The Weed by the Water
by President Ann Filemyr
Sitting on the breakwater next to Navy Pier in Chicago, I look down at my feet. I’ve taken a moment from the busy higher education conference to sit beside the lake. I notice in front of me the seed clusters of a burdock. This courageous plant is taking full advantage of a crack in the cement. Perhaps a year ago it rooted in a small square of dirt. Sometime last summer it bloomed. Now its hope for the future dangles in front of me. Prickly seedpods I once detested that I have come to admire.
These wiry burrs wreaked havoc in our dog’s fur on my parent’s farm back in Wisconsin. They clung to everything, my red wool coat, my thick socks. If I got them in my hair the only way to get them out was with greasy Vaseline. We called them weeds and pulled them out of the vegetable garden not knowing their true value.
Much later I learned these pesky weeds were beneficial medicine plants. Burdock root may be boiled and mashed into a thick pulp and eaten as a diuretic. In Japan it is prized as high cuisine. In Chinese medicine it is combined with other herbs for sore throats, tonsillitis and colds. Externally it can be used for psoriasis and eczema. It is also a key ingredient in an Ojibwe cancer treatment. In other words, this unwanted, unruly weed is actually quite useful and helpful.
Like this burdock plant growing amidst broken cement, we, too, have the ability to grow amidst brokenness and thrive.
Here in the narrow space between large cement blocks, it is also displaying its capacity for survival. Burdock is resilient. The ground is full of trash. Red plastic, green glass, bits of string and other refuse washed up by the waves of Lake Michigan cover this small strip of sandy soil. Still the burdock’s straggly branches bear seed. This plant has produced enough for its next generation, insisting that it will not merely survive but thrive.

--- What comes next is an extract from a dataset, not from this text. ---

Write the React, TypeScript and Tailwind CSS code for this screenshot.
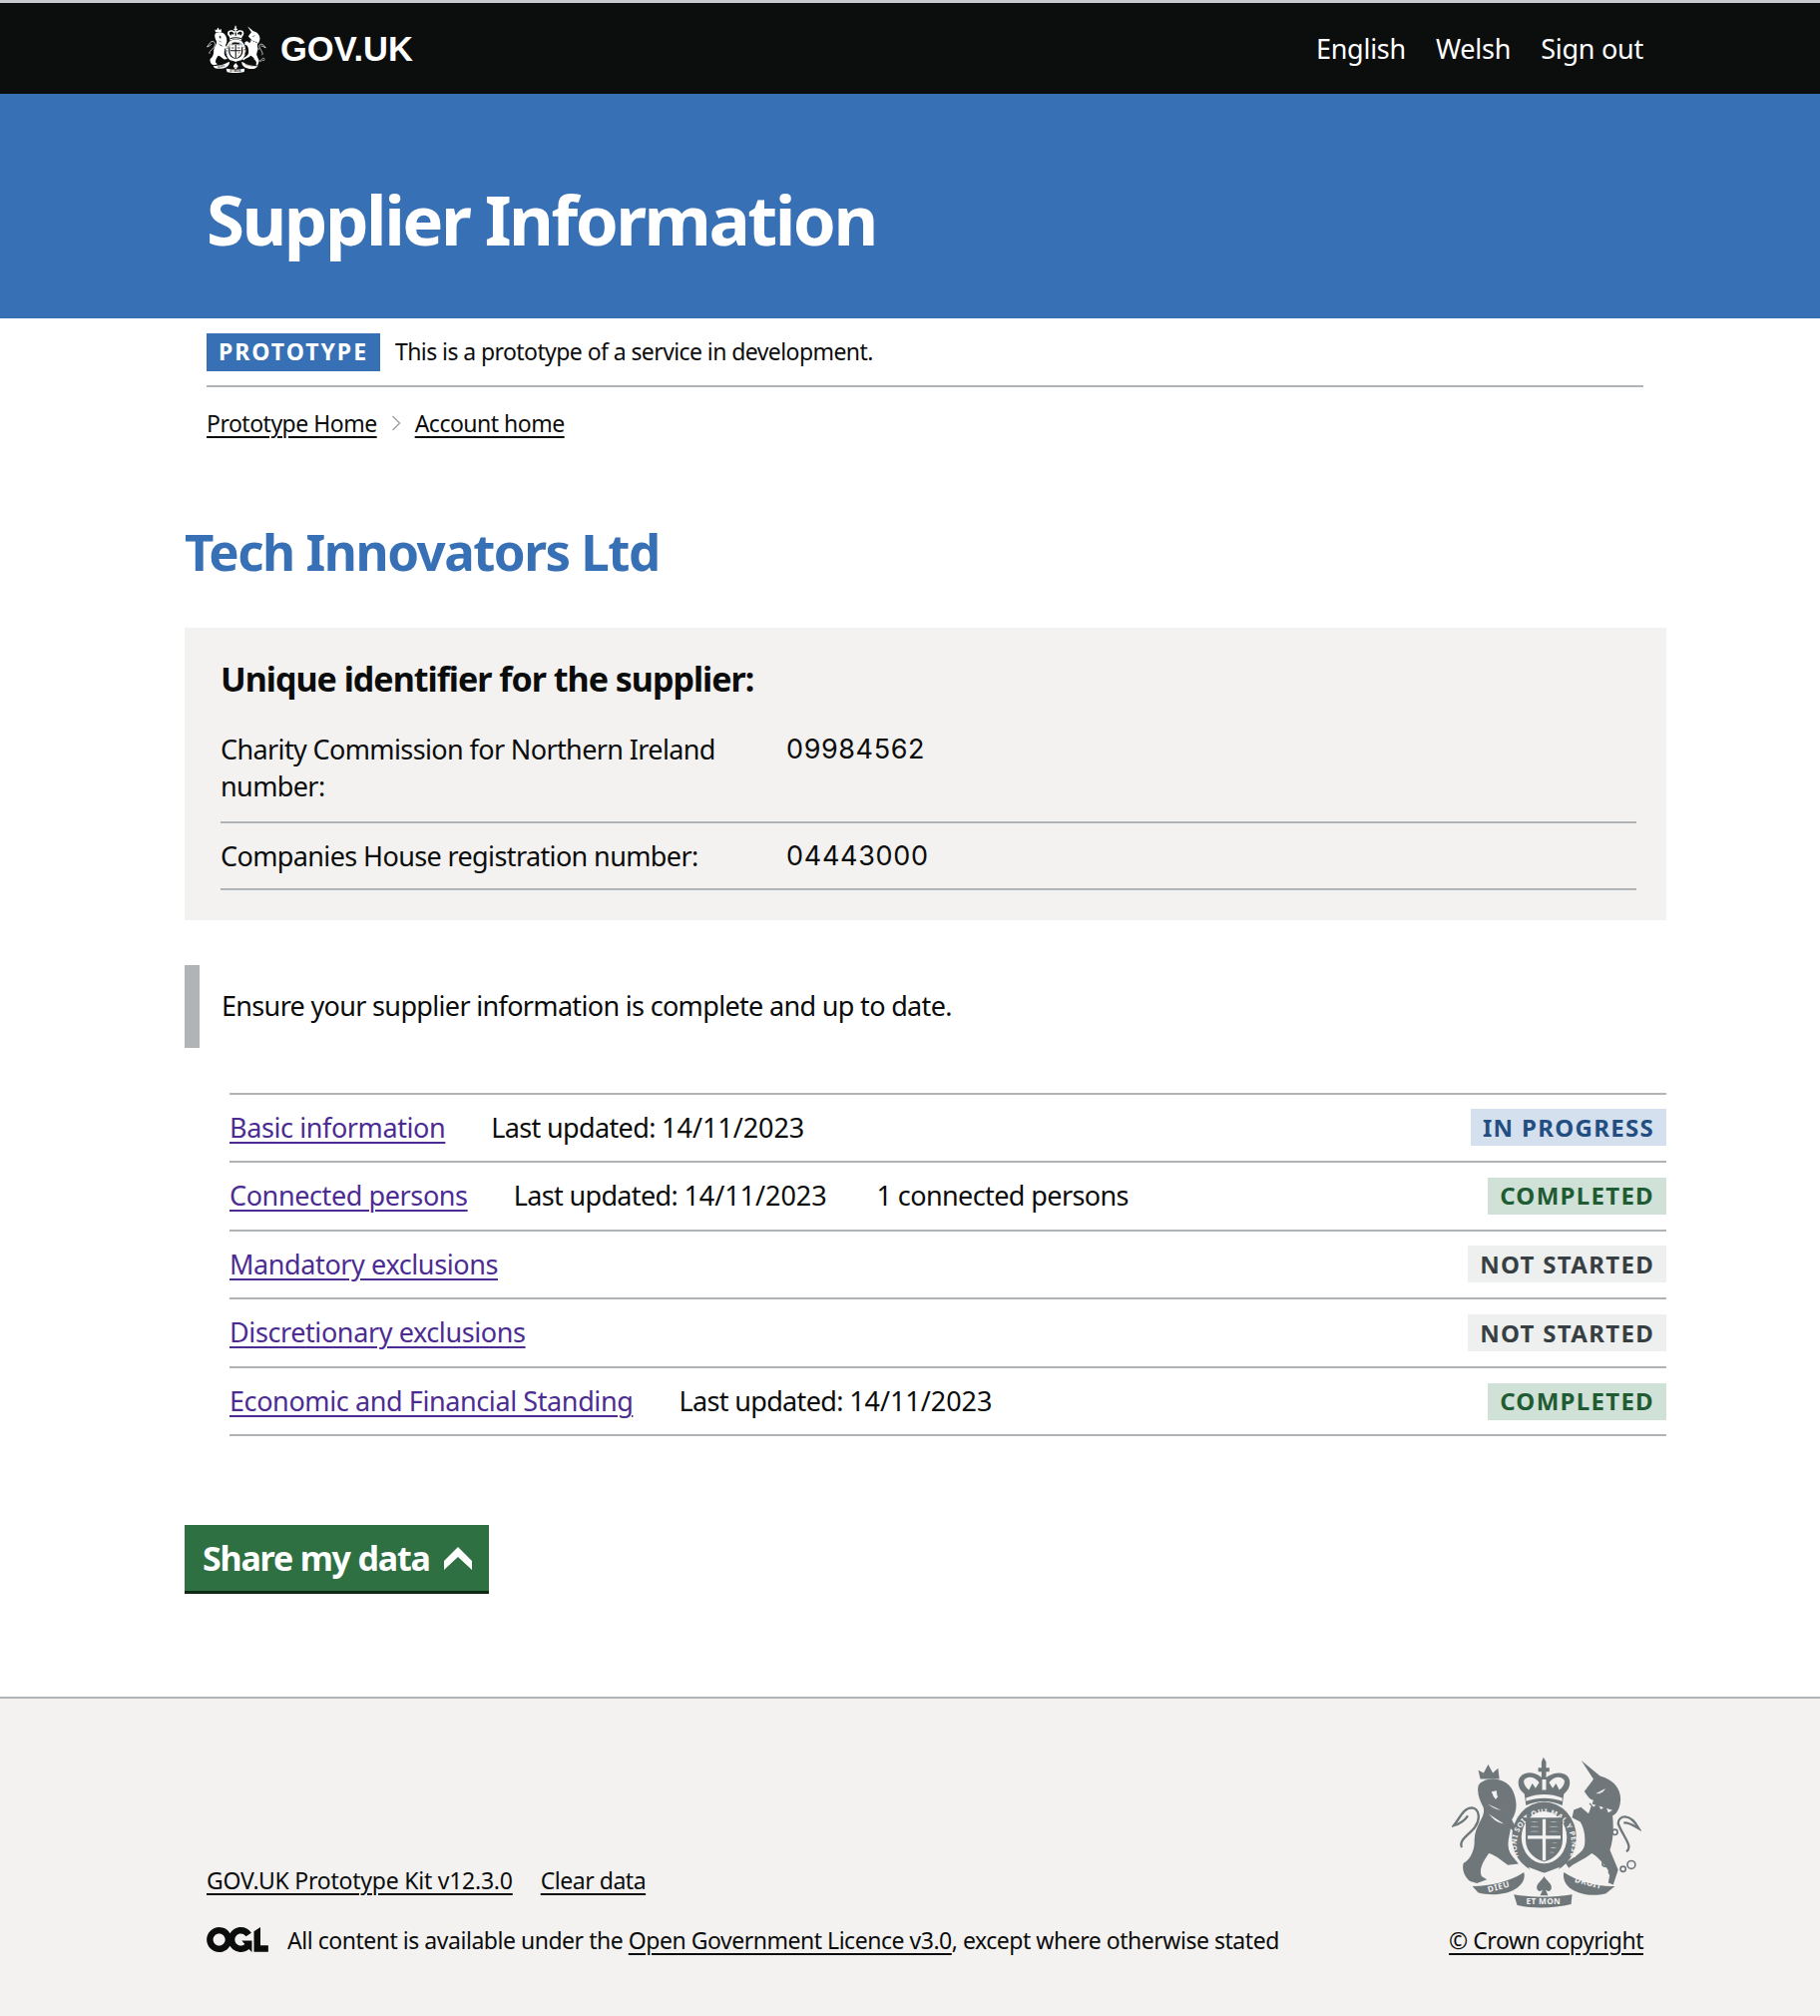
const font = "font-['Noto_Sans',sans-serif]";

function Crest({ className, cut }: { className: string; cut: string }) {
  const label = { fontFamily: "Noto Sans, sans-serif", fontWeight: 700 };
  return (
    <svg viewBox="160 120 575 470" className={className} fill="currentColor" aria-hidden="true">
      {/* lion */}
      <path d="M240 215C250 190 320 180 345 230C358 260 360 290 342 318L368 372L338 345C335 372 322 395 340 425L362 452L330 456C310 442 292 425 272 420C258 440 240 468 250 490L266 500L236 511L215 505C195 490 190 465 195 450C215 440 230 410 228 380C230 330 265 310 255 280C245 260 235 240 240 215Z" />
      <path d="M190 402C178 380 215 362 230 340C246 318 245 285 220 282C195 282 185 312 165 336C185 330 198 322 208 306" fill="none" stroke="currentColor" strokeWidth="7" />
      <path d="M246 194L240 168L256 176L270 150L284 176L300 162L304 194Z" />
      <path d="M250 186H296" stroke="currentColor" strokeWidth="3" className={cut} />
      <path d="M278 232L296 228L300 250L292 258L284 246Z M268 270C280 282 296 290 310 290 M270 300C285 320 300 330 320 332" fill="none" stroke="currentColor" strokeWidth="3" className={cut} />
      {/* unicorn */}
      <path d="M553 138L610 185C650 195 675 225 672 260C670 285 660 300 648 306C652 345 650 380 640 410L665 470L650 516L635 510L640 480C622 450 604 432 585 420C560 440 530 450 515 465L505 450C530 430 558 420 563 395C566 370 562 345 550 325L525 312L530 288L552 280L575 300L590 258C578 258 572 245 562 232L590 195Z" />
      <path d="M690 415C712 400 680 370 665 330C665 305 700 295 728 345C710 335 695 325 682 328" fill="none" stroke="currentColor" strokeWidth="7" />
      <path d="M578 268L590 282L602 272L612 290L626 280L634 300L650 290" fill="none" stroke="currentColor" strokeWidth="4" className={cut} />
      <path d="M595 240C610 242 622 235 628 222" fill="none" stroke="currentColor" strokeWidth="3" className={cut} />
      <g fill="none" stroke="currentColor" strokeWidth="5">
        <circle cx="625" cy="452" r="8" />
        <circle cx="645" cy="476" r="8" />
        <circle cx="680" cy="468" r="8" />
        <circle cx="705" cy="455" r="12" />
        <circle cx="655" cy="356" r="8" />
      </g>
      {/* crown */}
      <path d="M438 128L446 142V160H456V172H446V190C480 165 518 175 518 205C518 220 510 232 500 240L495 275C460 258 420 258 385 275L380 240C368 230 360 218 362 200C365 175 405 165 432 190V172H422V160H432V142Z" />
      <path d="M378 200C385 185 410 185 425 205L414 222L404 208L394 228C385 220 378 212 378 200Z M502 200C495 185 470 185 455 205L466 222L476 208L486 228C495 220 502 212 502 200Z M434 196H446V228H434Z" className={cut} />
      <path d="M385 252C420 238 460 238 495 252L495 262C460 250 420 250 385 262Z" className={cut} />
      {/* garter and shield */}
      <ellipse cx="440" cy="372" rx="98" ry="108" />
      <ellipse cx="440" cy="372" rx="69" ry="79" className={cut} />
      <path id="garter" d="M362 430A84 94 0 1 1 518 430" fill="none" />
      <text fontSize="22" style={label} className={cut} letterSpacing="1.5">
        <textPath href="#garter" startOffset="50%" textAnchor="middle">HONI SOIT QUI MAL Y PENSE</textPath>
      </text>
      <path d="M384 312H496V380C496 415 468 438 440 446C412 438 384 415 384 380Z" />
      <path d="M390 366H490V376H445V442H435V376H390Z M435 316H445V366H435Z" className={cut} />
      <path d="M395 326C405 322 415 322 428 326M395 340C405 336 415 336 428 340M395 354C405 350 415 350 428 354M452 326C462 322 475 322 486 326M452 340C462 336 475 336 486 340M452 354C462 350 475 350 486 354M460 390C468 386 476 386 484 390M456 404C464 400 472 400 480 404M456 418C462 414 468 414 472 418M398 386V412M408 386V424M418 386V432" fill="none" stroke="currentColor" strokeWidth="3" className={cut} />
      <path d="M392 462L440 480L488 462L478 476L440 490L402 476Z" className={cut} />
      {/* motto ribbon */}
      <path d="M222 520C280 520 340 505 378 478C385 495 372 520 350 530C320 548 270 548 240 540Z" />
      <path d="M500 478C540 505 600 522 655 520L628 542C590 552 550 546 525 530C505 520 495 495 500 478Z" />
      <path d="M348 545C400 555 470 555 525 545L522 575C470 588 400 588 358 578Z" />
      <path d="M440 490C448 505 465 512 462 528C458 540 446 534 444 530L452 548H428L436 530C434 534 422 540 418 528C415 512 432 505 440 490Z" />
      <text x="304" y="530" fontSize="25" textAnchor="middle" style={label} transform="rotate(-15 304 530)" className={cut} letterSpacing="2">DIEU</text>
      <text x="438" y="576" fontSize="25" textAnchor="middle" style={label} className={cut} letterSpacing="1">ET MON</text>
      <text x="572" y="518" fontSize="25" textAnchor="middle" style={label} transform="rotate(15 572 518)" className={cut} letterSpacing="1">DROIT</text>
    </svg>
  );
}

function Tag({ label, className }: { label: string; className: string }) {
  return (
    <strong className={`ml-auto h-[37px] flex items-center px-3 text-[24px] font-bold tracking-[1.3px] leading-none ${className}`}>
      {label}
    </strong>
  );
}

function Row({ name, updated, extra, children }: { name: string; updated?: string; extra?: string; children: React.ReactNode }) {
  return (
    <li className="h-[68.6px] flex items-center border-b-2 border-[#b1b4b6] text-[27px]">
      <a className="text-[#4c2c92] underline underline-offset-4 decoration-2 tracking-[-0.4px]">{name}</a>
      {updated && (
        <span className="ml-[46px] tracking-[-0.65px]">
          Last updated: <span className="tracking-[-0.05px]">{updated}</span>
        </span>
      )}
      {extra && <span className="ml-[50px] tracking-[-0.6px]">{extra}</span>}
      {children}
    </li>
  );
}

const inProgress = "bg-[#d4e0ee] text-[#234e82]";
const completed = "bg-[#d0e1d8] text-[#1f5b33]";
const notStarted = "bg-[#eef0f0] text-[#383f43]";

export default function App() {
  return (
    <div className={`${font} text-[#0b0c0c] min-h-[2020px] flex flex-col`}>
      <header className="h-[94px] bg-[#0c0e0e] border-t-[3px] border-[#c8c9cc] text-white">
        <div className="ml-[207px] w-[1440px] h-full flex items-center">
          <Crest className="w-[60px] h-[50px]" cut="fill-[#0c0e0e]" />
          <span className="ml-[14px] text-[34.5px] font-bold font-['Liberation_Sans',sans-serif] pt-[2px]">GOV.UK</span>
          <nav className="ml-auto flex gap-[30px] text-[27px] tracking-[-0.25px] pt-[1px]">
            <span>English</span>
            <span>Welsh</span>
            <span>Sign out</span>
          </nav>
        </div>
      </header>

      <div className="h-[225px] bg-[#3870b5] flex items-center">
        <h1 className="ml-[207px] text-[69px] font-bold text-white leading-none pt-[26px] tracking-[-2.5px]">Supplier Information</h1>
      </div>

      <div className="ml-[207px] w-[1440px]">
        <div className="h-[69px] flex items-center border-b-2 border-[#b1b4b6]">
          <strong className="h-[38px] px-3 flex items-center bg-[#3870b5] text-white text-[23px] font-bold tracking-[2px]">PROTOTYPE</strong>
          <span className="ml-[15px] text-[23px] tracking-[-0.58px]">This is a prototype of a service in development.</span>
        </div>
        <div className="mt-[19px] flex items-center text-[23px] tracking-[-0.5px]">
          <a className="underline underline-offset-4 decoration-2">Prototype Home</a>
          <svg viewBox="0 0 10 16" className="w-[10px] h-[16px] mx-[14px] text-[#9a9d9f]" fill="none" stroke="currentColor" strokeWidth="1.3">
            <path d="M1.5 1L8.5 8L1.5 15" />
          </svg>
          <a className="underline underline-offset-4 decoration-2">Account home</a>
        </div>
      </div>

      <main className="ml-[185px] w-[1485px] mt-[77px] flex-1">
        <h2 className="text-[51px] font-bold text-[#3870b5] leading-[66px] tracking-[-1.5px]">Tech Innovators Ltd</h2>

        <section className="mt-[44px] h-[293px] bg-[#f3f2f1] pl-[36px] pr-[30px] pt-[31px]">
          <h3 className="text-[34px] font-bold leading-[40px] tracking-[-1px]">Unique identifier for the supplier:</h3>
          <dl className="mt-[32px] text-[27px] leading-[37px] tracking-[-0.62px]">
            <div className="flex border-b-2 border-[#b1b4b6] pb-[17px]">
              <dt className="w-[567px] pr-6">Charity Commission for Northern Ireland number:</dt>
              <dd className="font-['Inter',sans-serif] tracking-[0.6px]">09984562</dd>
            </div>
            <div className="flex border-b-2 border-[#b1b4b6] py-[14px]">
              <dt className="w-[567px] pr-6">Companies House registration number:</dt>
              <dd className="font-['Inter',sans-serif] tracking-[0.7px]">04443000</dd>
            </div>
          </dl>
        </section>

        <div className="mt-[45px] h-[83px] border-l-[15px] border-[#b1b4b6] pl-[22px] flex items-center text-[27px] tracking-[-0.67px]">
          Ensure your supplier information is complete and up to date.
        </div>

        <ul className="mt-[45px] ml-[45px] border-t-2 border-[#b1b4b6]">
          <Row name="Basic information" updated="14/11/2023"><Tag label="IN PROGRESS" className={inProgress} /></Row>
          <Row name="Connected persons" updated="14/11/2023" extra="1 connected persons"><Tag label="COMPLETED" className={completed} /></Row>
          <Row name="Mandatory exclusions"><Tag label="NOT STARTED" className={notStarted} /></Row>
          <Row name="Discretionary exclusions"><Tag label="NOT STARTED" className={notStarted} /></Row>
          <Row name="Economic and Financial Standing" updated="14/11/2023"><Tag label="COMPLETED" className={completed} /></Row>
        </ul>

        <button className="mt-[89px] h-[69px] w-[305px] pl-[18px] flex items-center gap-[14px] bg-[#2f7043] border-b-[3px] border-[#0f2a14] text-white text-[34px] font-bold whitespace-nowrap tracking-[-1.2px]">
          Share my data
          <svg viewBox="0 0 28 23" className="w-[28px] h-[23px]" fill="currentColor">
            <path d="M14 0L28 14V23L14 10L0 23V14Z" />
          </svg>
        </button>
      </main>

      <footer className="h-[320px] bg-[#f3f2f1] border-t-2 border-[#b1b4b6]">
        <div className="ml-[207px] w-[1440px] h-full flex items-end pb-[59px] tracking-[-0.47px]">
          <div className="text-[23px]">
            <div className="flex gap-[28px]">
              <a className="underline underline-offset-4 decoration-2 tracking-[-0.23px]">GOV.UK Prototype Kit v12.3.0</a>
              <a className="underline underline-offset-4 decoration-2">Clear data</a>
            </div>
            <div className="mt-[25px] flex items-center">
              <svg viewBox="0 0 483.2 195.7" className="w-[62px] h-[25px]" fill="currentColor">
                <path d="M421.5 142.8V.1l-50.7 32.3v161.1h112.4v-50.7zm-122.3-9.6A47.12 47.12 0 0 1 221 97.8c0-26 21.1-47.1 47.1-47.1 16.7 0 31.4 8.7 39.7 21.8l42.7-27.2A97.63 97.63 0 0 0 268.1 0c-36.5 0-68.3 20.1-85.1 49.7A98 98 0 0 0 97.8 0C43.9 0 0 43.9 0 97.8s43.9 97.8 97.8 97.8c36.5 0 68.3-20.1 85.1-49.7a97.76 97.76 0 0 0 149.6 25.4l19.4 22.2h3v-87.8h-80l24.3 27.5zM97.8 145c-26 0-47.1-21.1-47.1-47.1s21.1-47.1 47.1-47.1 47.2 21 47.2 47S123.8 145 97.8 145" />
              </svg>
              <span className="ml-[19px]">
                All content is available under the{" "}
                <a className="underline underline-offset-4 decoration-2">Open Government Licence v3.0</a>, except where otherwise stated
              </span>
            </div>
          </div>
          <div className="ml-auto flex flex-col items-center text-[23px]">
            <Crest className="w-[190px] h-[155px] text-[#6f777b]" cut="fill-[#f3f2f1]" />
            <a className="mt-[14px] underline underline-offset-4 decoration-2">© Crown copyright</a>
          </div>
        </div>
      </footer>
    </div>
  );
}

I consider how I am like this burdock, and how our students and the clients they will serve are as well. Many of us have learned to live in less than ideal circumstances. We have grown up in spaces too small or too narrowly defined. Everything we need may not be available to us. Our gifts have been overlooked or treated with hostility. We have been mistaken for unwanted weeds. Yet we discover we can heal and help others. We have our own unique medicine. We just have to learn to access it.
Our unique curriculum does just that. Through transformational learning experiences, our students access their gifts in order to serve others. Like this burdock plant growing amidst broken cement, we, too, have the ability to grow amidst brokenness and thrive.